* [Entries supplied]:
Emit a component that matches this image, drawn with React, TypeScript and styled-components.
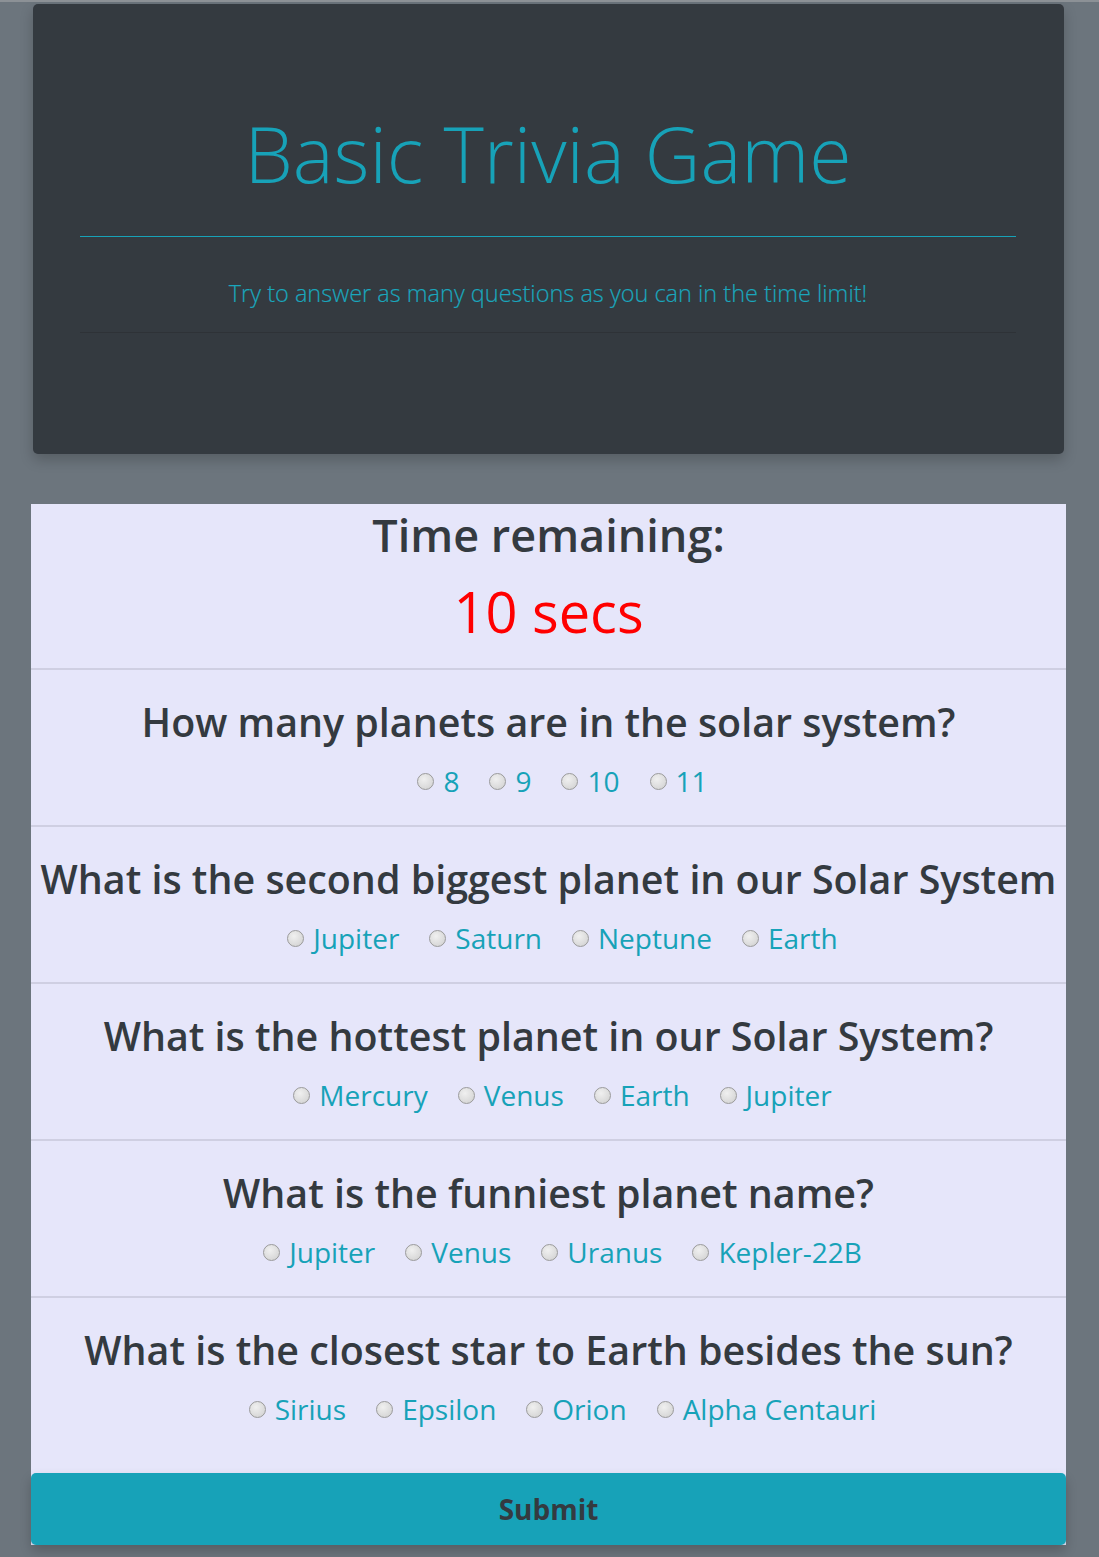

* * *

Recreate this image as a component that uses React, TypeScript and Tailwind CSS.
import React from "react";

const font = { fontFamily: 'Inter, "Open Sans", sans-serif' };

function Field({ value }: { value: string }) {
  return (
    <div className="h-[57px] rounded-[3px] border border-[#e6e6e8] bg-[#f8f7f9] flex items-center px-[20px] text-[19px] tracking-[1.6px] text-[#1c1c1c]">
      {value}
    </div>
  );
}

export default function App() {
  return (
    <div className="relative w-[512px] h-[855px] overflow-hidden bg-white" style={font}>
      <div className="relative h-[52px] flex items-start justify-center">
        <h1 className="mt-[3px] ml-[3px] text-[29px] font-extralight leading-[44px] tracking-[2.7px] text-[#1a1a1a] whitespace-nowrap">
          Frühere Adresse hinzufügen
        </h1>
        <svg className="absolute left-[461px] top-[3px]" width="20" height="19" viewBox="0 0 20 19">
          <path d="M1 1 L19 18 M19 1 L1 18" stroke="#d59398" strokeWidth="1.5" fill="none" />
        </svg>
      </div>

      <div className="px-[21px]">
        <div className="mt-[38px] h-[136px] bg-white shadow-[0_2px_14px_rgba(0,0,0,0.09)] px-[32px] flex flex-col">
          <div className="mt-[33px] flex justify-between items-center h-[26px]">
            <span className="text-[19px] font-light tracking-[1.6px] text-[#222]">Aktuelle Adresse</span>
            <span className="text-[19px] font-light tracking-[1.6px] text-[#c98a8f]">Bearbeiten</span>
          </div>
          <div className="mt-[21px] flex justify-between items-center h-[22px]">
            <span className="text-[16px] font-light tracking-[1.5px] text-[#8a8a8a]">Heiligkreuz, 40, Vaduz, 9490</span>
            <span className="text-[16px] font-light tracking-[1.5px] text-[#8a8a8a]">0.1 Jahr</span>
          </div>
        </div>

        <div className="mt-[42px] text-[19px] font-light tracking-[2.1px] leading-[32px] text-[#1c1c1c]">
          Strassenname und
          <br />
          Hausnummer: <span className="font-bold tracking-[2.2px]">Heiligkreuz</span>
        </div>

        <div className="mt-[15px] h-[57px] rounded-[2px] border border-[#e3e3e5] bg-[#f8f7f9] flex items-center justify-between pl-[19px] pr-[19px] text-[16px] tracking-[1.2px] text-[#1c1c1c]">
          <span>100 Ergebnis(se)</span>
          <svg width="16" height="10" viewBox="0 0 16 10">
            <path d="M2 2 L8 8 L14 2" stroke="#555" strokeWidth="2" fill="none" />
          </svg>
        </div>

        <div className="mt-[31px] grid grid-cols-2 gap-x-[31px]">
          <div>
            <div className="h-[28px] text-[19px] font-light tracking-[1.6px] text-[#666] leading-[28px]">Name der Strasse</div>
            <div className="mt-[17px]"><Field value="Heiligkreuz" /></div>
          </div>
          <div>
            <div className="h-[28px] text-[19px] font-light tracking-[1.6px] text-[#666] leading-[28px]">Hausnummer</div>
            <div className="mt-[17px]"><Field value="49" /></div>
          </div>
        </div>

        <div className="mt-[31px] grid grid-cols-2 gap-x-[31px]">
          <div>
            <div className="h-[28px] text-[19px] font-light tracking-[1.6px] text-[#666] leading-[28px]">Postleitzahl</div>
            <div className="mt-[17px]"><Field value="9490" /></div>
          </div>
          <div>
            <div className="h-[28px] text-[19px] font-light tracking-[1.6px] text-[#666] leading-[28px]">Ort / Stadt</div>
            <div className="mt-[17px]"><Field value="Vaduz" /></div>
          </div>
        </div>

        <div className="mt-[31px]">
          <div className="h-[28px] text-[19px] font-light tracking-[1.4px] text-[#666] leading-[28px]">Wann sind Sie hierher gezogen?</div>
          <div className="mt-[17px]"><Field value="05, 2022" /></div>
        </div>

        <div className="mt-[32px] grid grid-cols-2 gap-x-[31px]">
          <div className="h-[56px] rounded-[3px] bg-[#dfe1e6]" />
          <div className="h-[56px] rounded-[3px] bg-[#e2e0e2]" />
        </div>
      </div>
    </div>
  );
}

--

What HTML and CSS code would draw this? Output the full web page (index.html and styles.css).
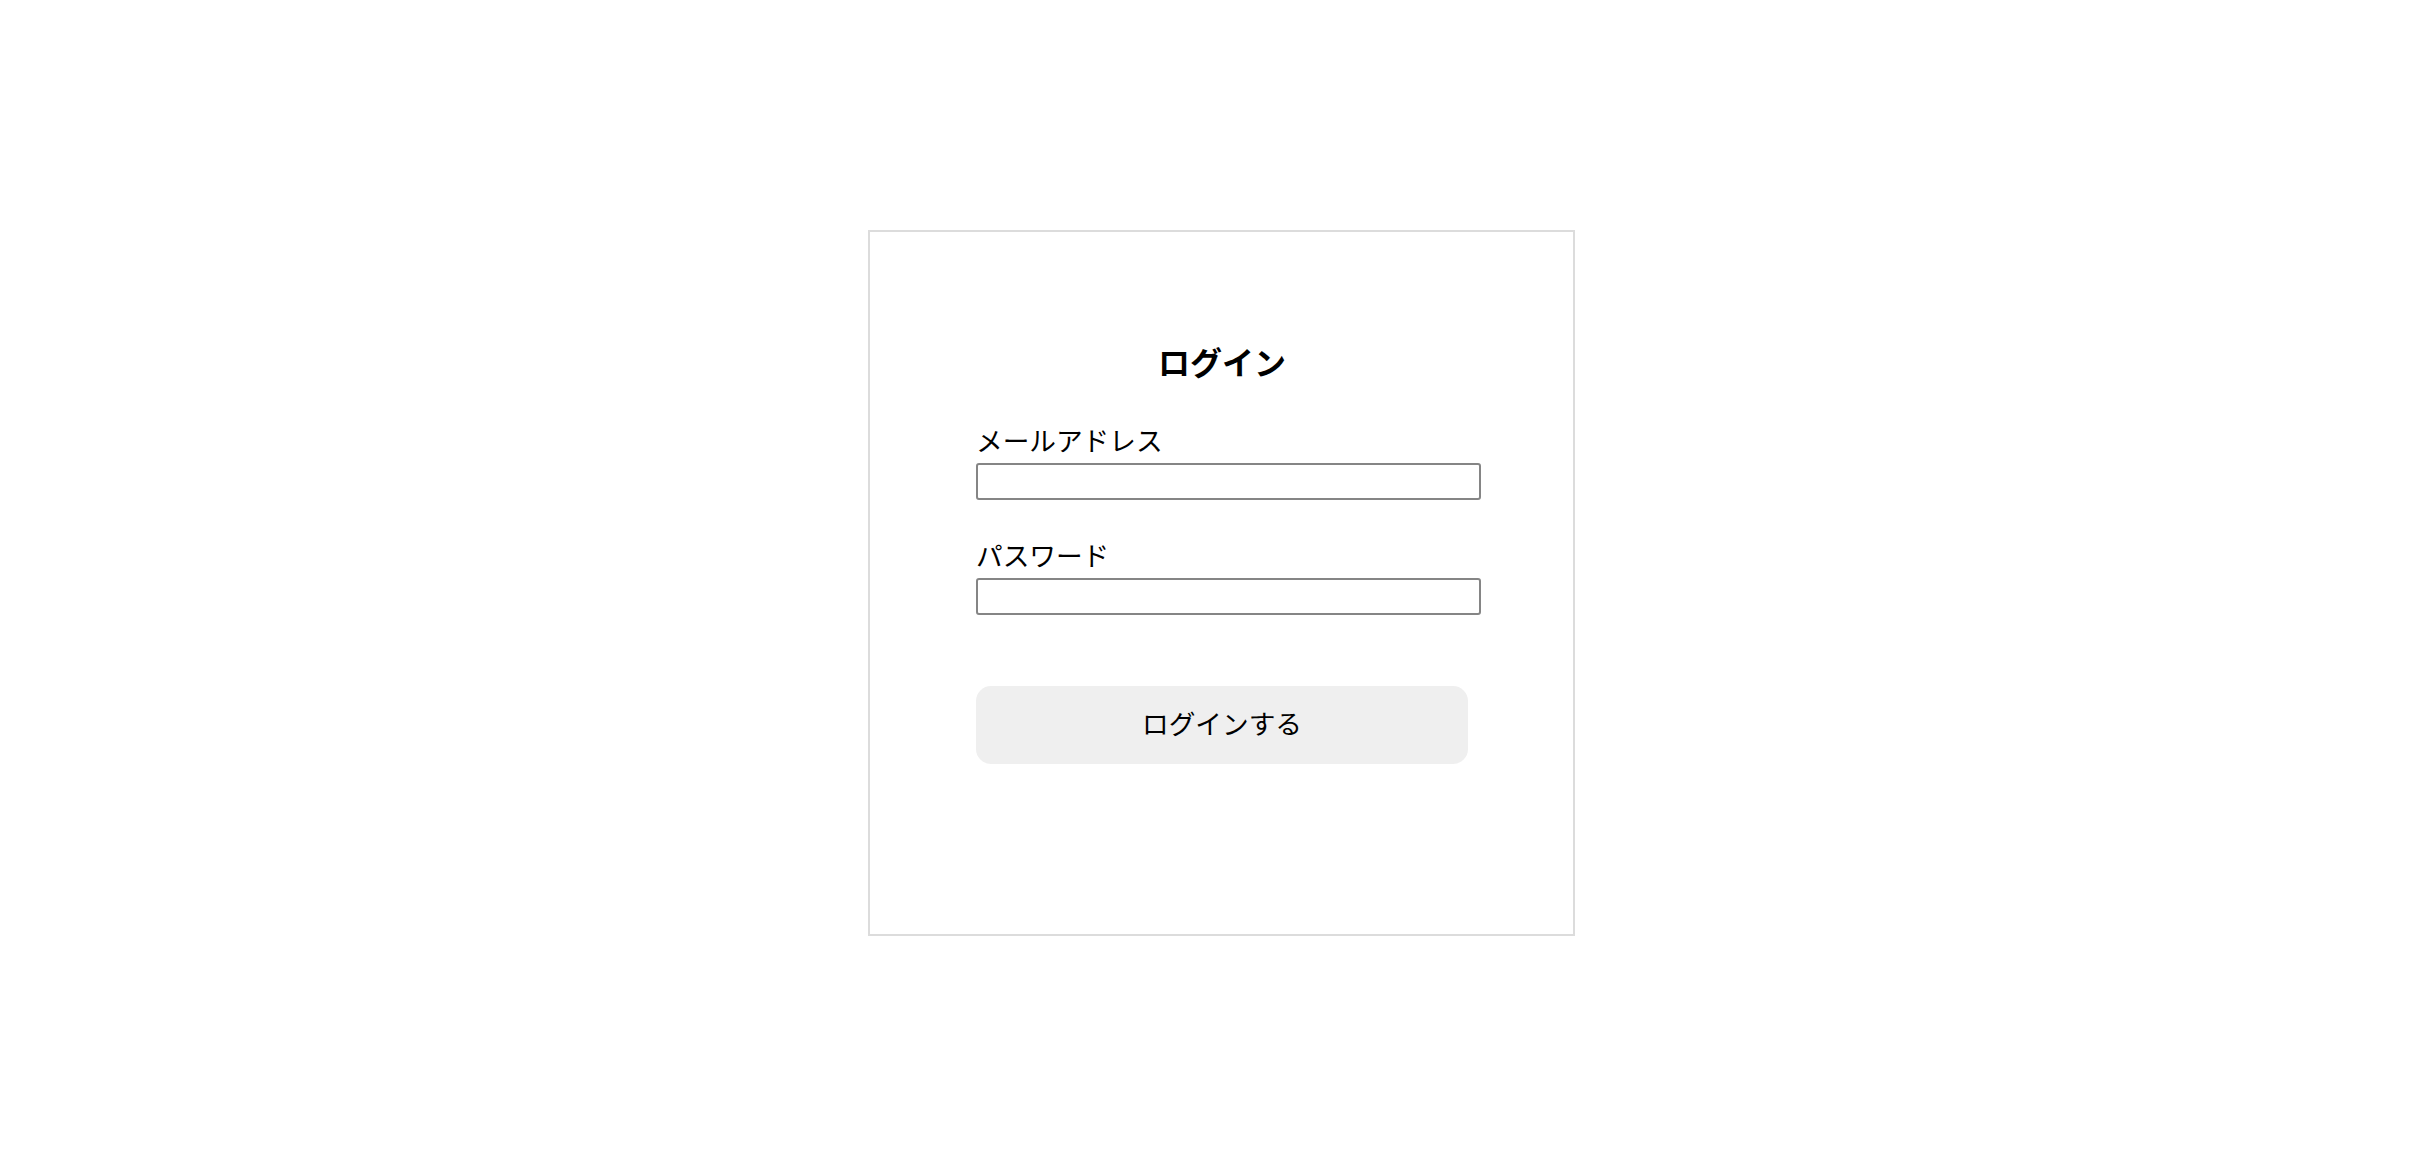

* [Exercise objective]:
Pull out all lines containing "TypeScript".

* [Response]:
Emit a component that matches this image, drawn with React, TypeScript and styled-components.
Recreate this image as a component that uses React, TypeScript and Tailwind CSS.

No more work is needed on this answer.